### WHAT YOU ARE ASKED TO DO
Write out each line word for word. Drop pictures.

++++ RAW DATA

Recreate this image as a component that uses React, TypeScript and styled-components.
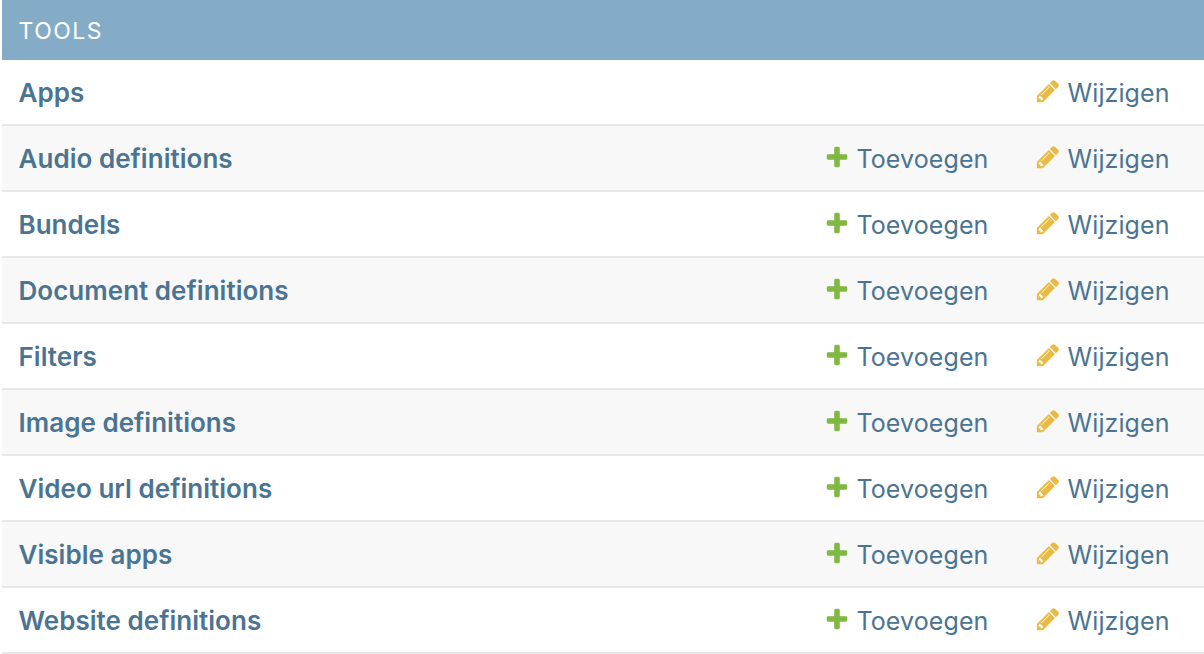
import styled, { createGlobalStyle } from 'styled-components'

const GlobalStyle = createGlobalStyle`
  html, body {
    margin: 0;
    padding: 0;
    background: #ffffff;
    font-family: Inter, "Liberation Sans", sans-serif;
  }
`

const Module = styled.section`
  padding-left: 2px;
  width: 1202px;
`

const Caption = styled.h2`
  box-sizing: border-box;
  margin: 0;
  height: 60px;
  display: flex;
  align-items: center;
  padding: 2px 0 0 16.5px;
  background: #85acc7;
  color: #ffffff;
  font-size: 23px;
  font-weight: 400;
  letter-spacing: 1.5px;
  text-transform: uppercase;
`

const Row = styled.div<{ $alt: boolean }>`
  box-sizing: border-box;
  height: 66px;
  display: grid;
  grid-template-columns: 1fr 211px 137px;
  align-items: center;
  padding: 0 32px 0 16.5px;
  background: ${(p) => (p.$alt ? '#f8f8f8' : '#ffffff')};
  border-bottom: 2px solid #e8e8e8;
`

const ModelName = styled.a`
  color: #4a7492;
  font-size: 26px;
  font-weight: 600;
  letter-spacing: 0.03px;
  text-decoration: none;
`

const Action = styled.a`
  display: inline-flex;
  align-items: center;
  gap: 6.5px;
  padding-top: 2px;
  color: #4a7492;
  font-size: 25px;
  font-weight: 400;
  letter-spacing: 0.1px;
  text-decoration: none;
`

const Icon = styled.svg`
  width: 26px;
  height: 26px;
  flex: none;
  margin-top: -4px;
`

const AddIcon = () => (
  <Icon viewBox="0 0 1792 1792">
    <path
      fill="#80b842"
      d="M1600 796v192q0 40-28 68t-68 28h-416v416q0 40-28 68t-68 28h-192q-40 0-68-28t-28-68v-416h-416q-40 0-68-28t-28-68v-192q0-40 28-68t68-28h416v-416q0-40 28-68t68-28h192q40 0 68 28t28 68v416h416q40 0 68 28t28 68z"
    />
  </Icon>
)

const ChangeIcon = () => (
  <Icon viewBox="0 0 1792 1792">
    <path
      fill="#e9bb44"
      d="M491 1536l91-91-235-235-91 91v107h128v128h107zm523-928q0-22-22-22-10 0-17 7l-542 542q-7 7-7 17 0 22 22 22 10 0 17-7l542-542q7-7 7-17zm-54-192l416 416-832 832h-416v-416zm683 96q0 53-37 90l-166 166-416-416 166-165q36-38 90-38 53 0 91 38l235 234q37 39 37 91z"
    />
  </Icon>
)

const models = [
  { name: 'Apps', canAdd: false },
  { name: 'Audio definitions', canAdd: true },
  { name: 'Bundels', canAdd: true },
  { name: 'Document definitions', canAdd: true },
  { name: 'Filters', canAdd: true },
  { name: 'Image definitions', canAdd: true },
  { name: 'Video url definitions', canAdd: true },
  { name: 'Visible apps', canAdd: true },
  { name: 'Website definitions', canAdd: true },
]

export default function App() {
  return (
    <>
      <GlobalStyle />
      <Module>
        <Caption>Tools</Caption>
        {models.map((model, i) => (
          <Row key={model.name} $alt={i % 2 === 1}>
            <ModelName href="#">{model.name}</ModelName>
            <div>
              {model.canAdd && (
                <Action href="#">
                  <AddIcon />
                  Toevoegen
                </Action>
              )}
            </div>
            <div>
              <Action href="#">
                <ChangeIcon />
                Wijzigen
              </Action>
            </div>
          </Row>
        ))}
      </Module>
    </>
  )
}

++++++++

### RESULT
Recreate this image as a component that uses React, TypeScript and styled-components.
import styled, { createGlobalStyle } from 'styled-components'

const GlobalStyle = createGlobalStyle`
  html, body {
    margin: 0;
    padding: 0;
    background: #ffffff;
    font-family: Inter, "Liberation Sans", sans-serif;
  }
`

const Module = styled.section`
  padding-left: 2px;
  width: 1202px;
`

const Caption = styled.h2`
  box-sizing: border-box;
  margin: 0;
  height: 60px;
  display: flex;
  align-items: center;
  padding: 2px 0 0 16.5px;
  background: #85acc7;
  color: #ffffff;
  font-size: 23px;
  font-weight: 400;
  letter-spacing: 1.5px;
  text-transform: uppercase;
`

const Row = styled.div<{ $alt: boolean }>`
  box-sizing: border-box;
  height: 66px;
  display: grid;
  grid-template-columns: 1fr 211px 137px;
  align-items: center;
  padding: 0 32px 0 16.5px;
  background: ${(p) => (p.$alt ? '#f8f8f8' : '#ffffff')};
  border-bottom: 2px solid #e8e8e8;
`

const ModelName = styled.a`
  color: #4a7492;
  font-size: 26px;
  font-weight: 600;
  letter-spacing: 0.03px;
  text-decoration: none;
`

const Action = styled.a`
  display: inline-flex;
  align-items: center;
  gap: 6.5px;
  padding-top: 2px;
  color: #4a7492;
  font-size: 25px;
  font-weight: 400;
  letter-spacing: 0.1px;
  text-decoration: none;
`

const Icon = styled.svg`
  width: 26px;
  height: 26px;
  flex: none;
  margin-top: -4px;
`

const AddIcon = () => (
  <Icon viewBox="0 0 1792 1792">
    <path
      fill="#80b842"
      d="M1600 796v192q0 40-28 68t-68 28h-416v416q0 40-28 68t-68 28h-192q-40 0-68-28t-28-68v-416h-416q-40 0-68-28t-28-68v-192q0-40 28-68t68-28h416v-416q0-40 28-68t68-28h192q40 0 68 28t28 68v416h416q40 0 68 28t28 68z"
    />
  </Icon>
)

const ChangeIcon = () => (
  <Icon viewBox="0 0 1792 1792">
    <path
      fill="#e9bb44"
      d="M491 1536l91-91-235-235-91 91v107h128v128h107zm523-928q0-22-22-22-10 0-17 7l-542 542q-7 7-7 17 0 22 22 22 10 0 17-7l542-542q7-7 7-17zm-54-192l416 416-832 832h-416v-416zm683 96q0 53-37 90l-166 166-416-416 166-165q36-38 90-38 53 0 91 38l235 234q37 39 37 91z"
    />
  </Icon>
)

const models = [
  { name: 'Apps', canAdd: false },
  { name: 'Audio definitions', canAdd: true },
  { name: 'Bundels', canAdd: true },
  { name: 'Document definitions', canAdd: true },
  { name: 'Filters', canAdd: true },
  { name: 'Image definitions', canAdd: true },
  { name: 'Video url definitions', canAdd: true },
  { name: 'Visible apps', canAdd: true },
  { name: 'Website definitions', canAdd: true },
]

export default function App() {
  return (
    <>
      <GlobalStyle />
      <Module>
        <Caption>Tools</Caption>
        {models.map((model, i) => (
          <Row key={model.name} $alt={i % 2 === 1}>
            <ModelName href="#">{model.name}</ModelName>
            <div>
              {model.canAdd && (
                <Action href="#">
                  <AddIcon />
                  Toevoegen
                </Action>
              )}
            </div>
            <div>
              <Action href="#">
                <ChangeIcon />
                Wijzigen
              </Action>
            </div>
          </Row>
        ))}
      </Module>
    </>
  )
}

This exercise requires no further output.